In thermodynamics, such thresholds are well illustrated. The boiling point of water, for example, is not just a temperature reading—it is the threshold at which the kinetic energy of water molecules exceeds the cohesive forces of the liquid state. Molecular agitation intensifies as heat is introduced, but for a time, the system maintains its coherence as liquid. Only when a critical energy threshold is surpassed does the system shift—liquid becomes vapor, cohesion becomes dispersion, and a new pattern of molecular interaction is established. This is not a linear continuation; it is a nonlinear leap, governed by internal contradiction between order and agitation, cohesion and entropy.
In quantum field theory, the concept of critical thresholds acquires even deeper ontological meaning. The phenomenon of spontaneous symmetry breaking—such as in the Higgs field—occurs when a quantum field transitions from a symmetrical but unstable configuration to an asymmetrical and stable one. At specific energy scales, the field can no longer maintain its original symmetry; it must select a new vacuum state. This act of selection produces entirely new particle properties—mass, interaction potentials, and force behavior. Here, the critical point is not merely a mathematical value—it is a dialectical rupture, a moment when the ontology of the quantum field undergoes self-transformation. The prior vacuum state becomes untenable; reality itself condenses into a new structural logic.
In neuroscience, we observe similar dynamics. Neural networks in the brain operate through electrochemical potentials that accumulate and dissipate. When enough excitation builds up in a neuron or a network, it crosses a firing threshold—a critical point where the system transitions from latent potential to active firing. On a larger scale, such thresholds can produce cognitive phase transitions: sudden shifts in perception, decision, insight, or emotional state. A thought is not merely the sum of inputs—it is a leap in neural configuration, a reorganization of the brain’s internal field. These thresholds signal that consciousness itself is dialectical—emerging not through gradual accumulation alone, but through recursive thresholds of coherence within the neural field.
In each of these cases, the pattern is clear: contradiction accumulates silently, hidden in fluctuations, tensions, and instabilities. Molecules vibrate. Fields fluctuate. Neurons pulse. Systems seem stable—until they aren’t. At the tipping point, the contradiction can no longer be managed within the bounds of the current structure. The system reaches a state where it must change or collapse. At this threshold, a new layer of coherence emerges—not arbitrarily, but through the immanent dialectic of the field. The prior configuration is not merely altered—it is negated and sublated, its essence preserved but restructured in a higher form. The field reorganizes itself—not through external command, but through internal necessity.

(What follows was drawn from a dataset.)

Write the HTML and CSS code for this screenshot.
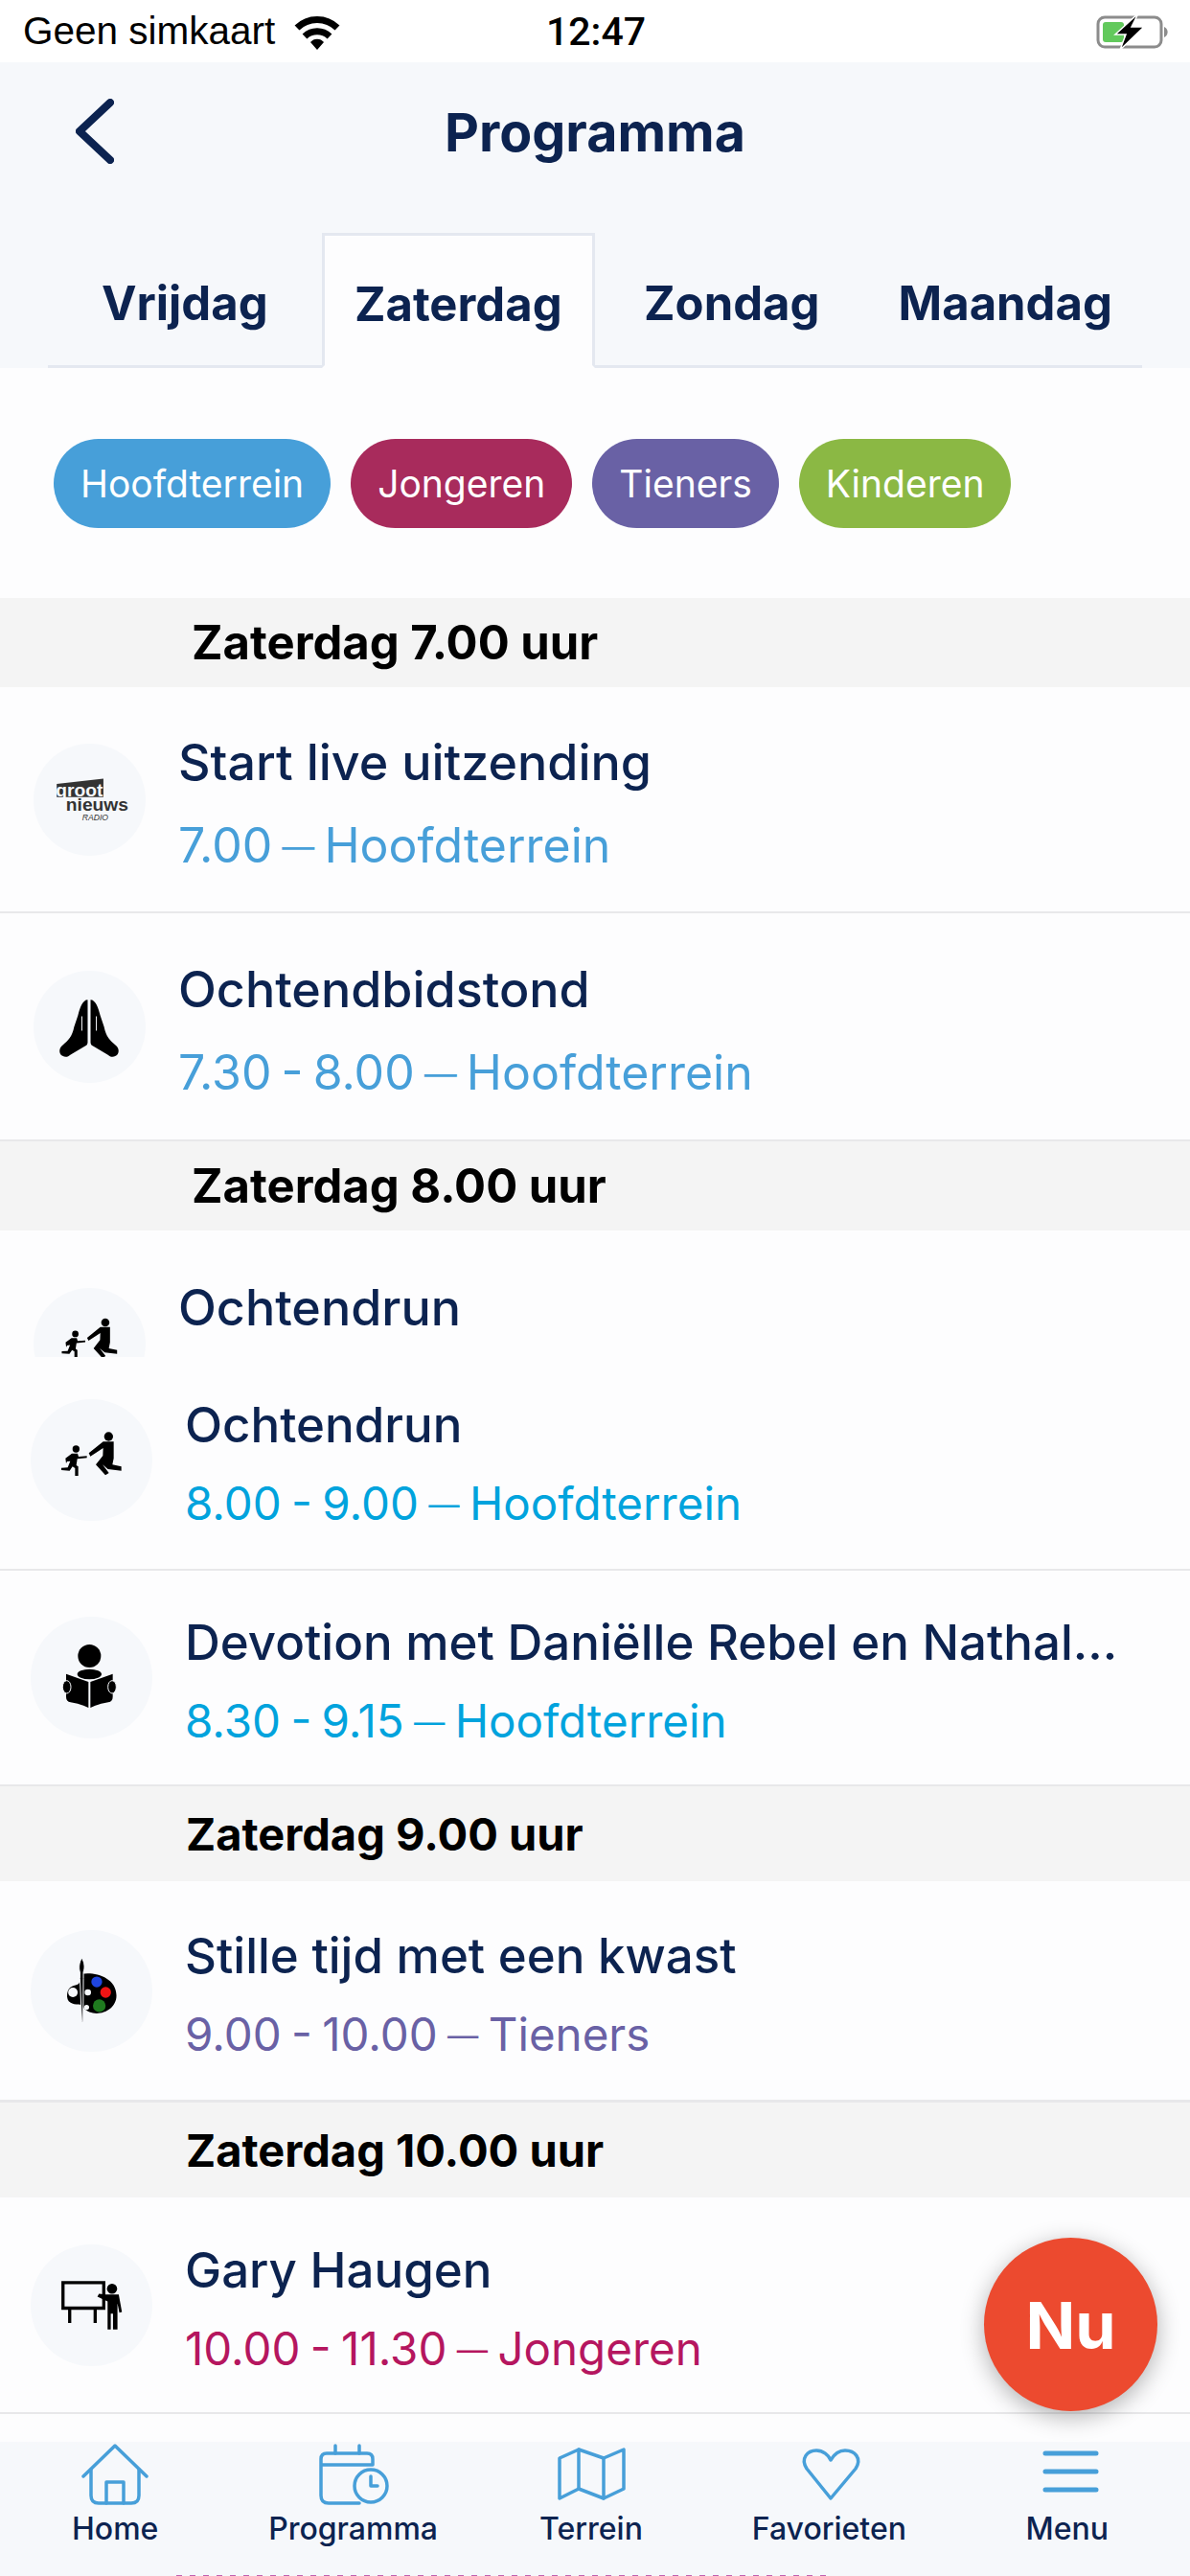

These thresholds are not random. They are not merely physical markers or points on a curve. They are what Quantum Dialectics calls ontological singularities—moments where being itself is restructured. Each critical point is a site of dialectical self-transformation, where the field transcends its old logic and births a new one. These moments are not mere transitions—they are revelations of the recursive logic of reality. They teach us that reality is not composed of static identities, but of dynamic thresholds—zones of tension and resolution, of crisis and creation.
In this view, phase transitions are not exceptions in an otherwise stable universe. They are the very grammar of emergence, the punctuation marks in the unfolding dialectic of existence. They remind us that contradiction is not a problem to be solved, but a force to be synthesized—and that coherence is not static, but continually remade in the crucible of transformation.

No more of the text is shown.